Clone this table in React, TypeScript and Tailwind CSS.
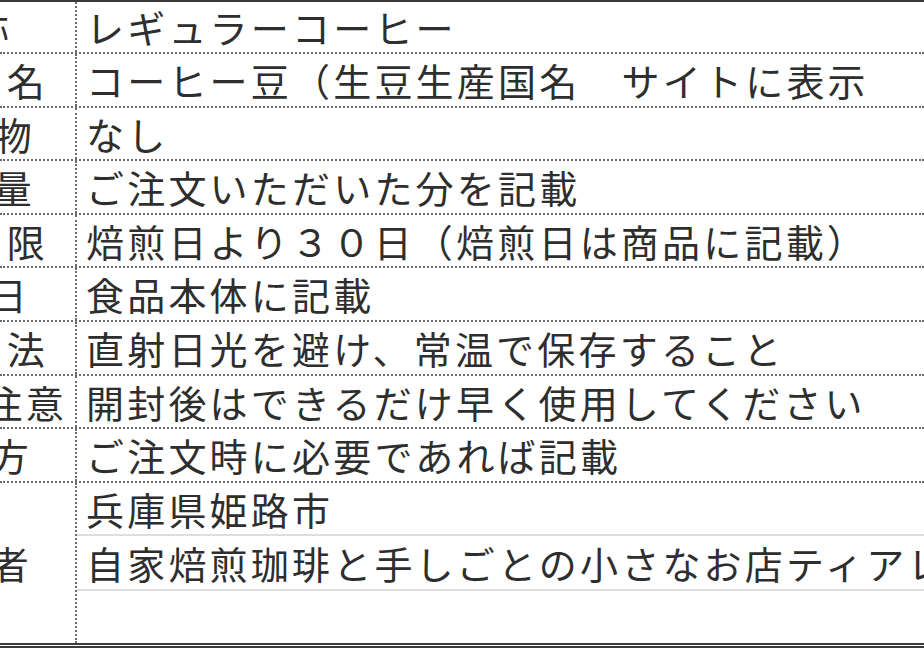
const rows = [
  { label: "名　称", pad: "pr-[63px]", h: "h-[52px]", value: "レギュラーコーヒー" },
  { label: "原材料　名", pad: "pr-[27px]", h: "h-[54px]", value: "コーヒー豆（生豆生産国名　サイトに表示" },
  { label: "添加物", pad: "pr-[40px]", h: "h-[53px]", value: "なし" },
  { label: "内容量", pad: "pr-[40px]", h: "h-[54px]", value: "ご注文いただいた分を記載" },
  { label: "賞味期　限", pad: "pr-[27px]", h: "h-[53px]", value: "焙煎日より３０日（焙煎日は商品に記載）" },
  { label: "製造　日", pad: "pr-[45px]", h: "h-[54px]", value: "食品本体に記載" },
  { label: "保存方　法", pad: "pr-[27px]", h: "h-[54px]", value: "直射日光を避け、常温で保存すること" },
  { label: "使用上の注意", pad: "pr-[8px]", h: "h-[53px]", value: "開封後はできるだけ早く使用してください" },
  { label: "挽き方", pad: "pr-[43px]", h: "h-[54px]", value: "ご注文時に必要であれば記載" },
];

export default function App() {
  return (
    <div className="w-[924px] h-[660px] overflow-hidden bg-white text-[#2e2e2e] text-[38px] leading-none tracking-[3.2px] [font-family:'Noto_Sans_CJK_JP','Noto_Sans_CJK_SC',sans-serif]">
      <div className="flex flex-col border-t-2 border-b-[5px] border-double border-[#3a3a3a]">
        {rows.map((r) => (
          <div key={r.label} className={`flex ${r.h} border-b-2 border-dotted border-[#6b6b6b]`}>
            <div className={`flex w-[77px] shrink-0 items-center justify-end overflow-hidden whitespace-nowrap border-r-2 border-dotted border-[#6b6b6b] ${r.pad}`}>
              {r.label}
            </div>
            <div className="flex flex-1 items-center overflow-hidden whitespace-nowrap pl-[9px]">
              {r.value}
            </div>
          </div>
        ))}

        {/* 製造者: 3段のセル */}
        <div className="flex h-[160px]">
          <div className="flex w-[77px] shrink-0 items-center justify-end overflow-hidden whitespace-nowrap border-r-2 border-dotted border-[#6b6b6b] pr-[43px]">
            製造者
          </div>
          <div className="flex flex-1 flex-col overflow-hidden whitespace-nowrap">
            <div className="flex h-[53px] items-center border-b-2 border-[#dedede] pl-[9px]">
              兵庫県姫路市
            </div>
            <div className="flex h-[55px] items-center border-b-2 border-[#dedede] pl-[9px]">
              自家焙煎珈琲と手しごとの小さなお店ティアレ
            </div>
            <div className="flex-1" />
          </div>
        </div>
      </div>
    </div>
  );
}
------------------------------------------------------------------------
## REQUIRED TASK
Without the pictures, retype the whole of the material above exactly.

## REPLY
Clone this table in React, TypeScript and Tailwind CSS.
const rows = [
  { label: "名　称", pad: "pr-[63px]", h: "h-[52px]", value: "レギュラーコーヒー" },
  { label: "原材料　名", pad: "pr-[27px]", h: "h-[54px]", value: "コーヒー豆（生豆生産国名　サイトに表示" },
  { label: "添加物", pad: "pr-[40px]", h: "h-[53px]", value: "なし" },
  { label: "内容量", pad: "pr-[40px]", h: "h-[54px]", value: "ご注文いただいた分を記載" },
  { label: "賞味期　限", pad: "pr-[27px]", h: "h-[53px]", value: "焙煎日より３０日（焙煎日は商品に記載）" },
  { label: "製造　日", pad: "pr-[45px]", h: "h-[54px]", value: "食品本体に記載" },
  { label: "保存方　法", pad: "pr-[27px]", h: "h-[54px]", value: "直射日光を避け、常温で保存すること" },
  { label: "使用上の注意", pad: "pr-[8px]", h: "h-[53px]", value: "開封後はできるだけ早く使用してください" },
  { label: "挽き方", pad: "pr-[43px]", h: "h-[54px]", value: "ご注文時に必要であれば記載" },
];

export default function App() {
  return (
    <div className="w-[924px] h-[660px] overflow-hidden bg-white text-[#2e2e2e] text-[38px] leading-none tracking-[3.2px] [font-family:'Noto_Sans_CJK_JP','Noto_Sans_CJK_SC',sans-serif]">
      <div className="flex flex-col border-t-2 border-b-[5px] border-double border-[#3a3a3a]">
        {rows.map((r) => (
          <div key={r.label} className={`flex ${r.h} border-b-2 border-dotted border-[#6b6b6b]`}>
            <div className={`flex w-[77px] shrink-0 items-center justify-end overflow-hidden whitespace-nowrap border-r-2 border-dotted border-[#6b6b6b] ${r.pad}`}>
              {r.label}
            </div>
            <div className="flex flex-1 items-center overflow-hidden whitespace-nowrap pl-[9px]">
              {r.value}
            </div>
          </div>
        ))}

        {/* 製造者: 3段のセル */}
        <div className="flex h-[160px]">
          <div className="flex w-[77px] shrink-0 items-center justify-end overflow-hidden whitespace-nowrap border-r-2 border-dotted border-[#6b6b6b] pr-[43px]">
            製造者
          </div>
          <div className="flex flex-1 flex-col overflow-hidden whitespace-nowrap">
            <div className="flex h-[53px] items-center border-b-2 border-[#dedede] pl-[9px]">
              兵庫県姫路市
            </div>
            <div className="flex h-[55px] items-center border-b-2 border-[#dedede] pl-[9px]">
              自家焙煎珈琲と手しごとの小さなお店ティアレ
            </div>
            <div className="flex-1" />
          </div>
        </div>
      </div>
    </div>
  );
}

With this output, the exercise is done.